Nesse sentido, a teoria Kantiana afirma que os objetos estão na mira das sensações que produzem impressões, essas por sua vez precisam existir de maneira reconhecível pelo campo físico para que as impressões façam sentido. Em razão disso, o conhecimento das coisas do mundo é motivando pela faculdade de sentir e avaliar.

O agir baseado no dever como princípio supremo da moralidade não se limita a ideia de “fazer o que gostaria que lhe fizessem”, por causa do comportamento que deve ser livre de interesse e encerra um fim em si memo. Não existe relativismo moral, pois não está condicionado à mudança de situação e de contexto no qual a pessoa está inserida. Da mesma forma não é afetada pela subjetividade porque se estende a todas as pessoas.

Kant considera que o agir está ligado a ideia geral de comportamento extensivo que alcança a todas as pessoas, portanto parte-se do princípio de que todas as ações estejam dentro das regras, portanto, uma lei universal acolhida pela coletividade. O imperativo categórico está baseado em afirmações complementares e de orientação que norteiam o modo como se investiga a conduta moralmente recomendada.

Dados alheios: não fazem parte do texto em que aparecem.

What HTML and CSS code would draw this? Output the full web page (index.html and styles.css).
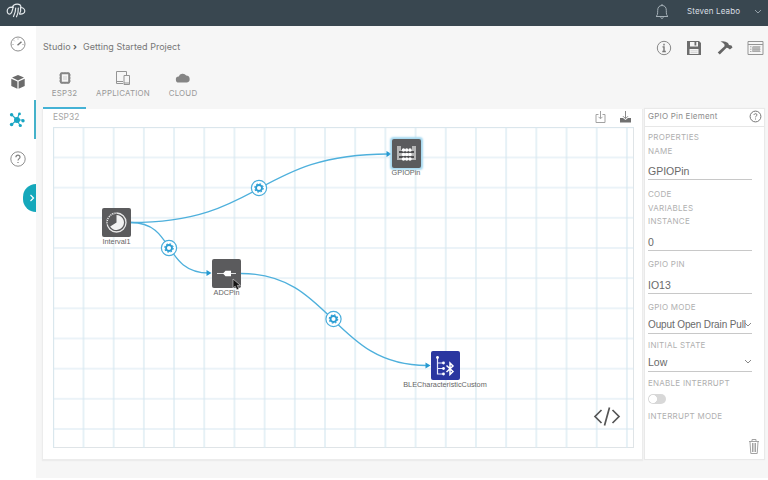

Kant propõe um agir como lei universal, na qual o sentido último de uma ação consiste no que deve ser por meio de vontade da pessoa, diz Kant “Age como se a máxima de tua ação devesse tornar-se, através da tua vontade, uma lei universal”. Esse agir com base em princípios se torna previsível e pode ser usado pela humanidade tanto na pessoa de quem age, quanto de qualquer outra pessoa simultaneamente e o tempo todo, pois existe um fim em si mesmo e jamais usada como meio. Aqui a vontade individual está olhando a si mesma e, simultaneamente, como legislador universal por meio de princípios.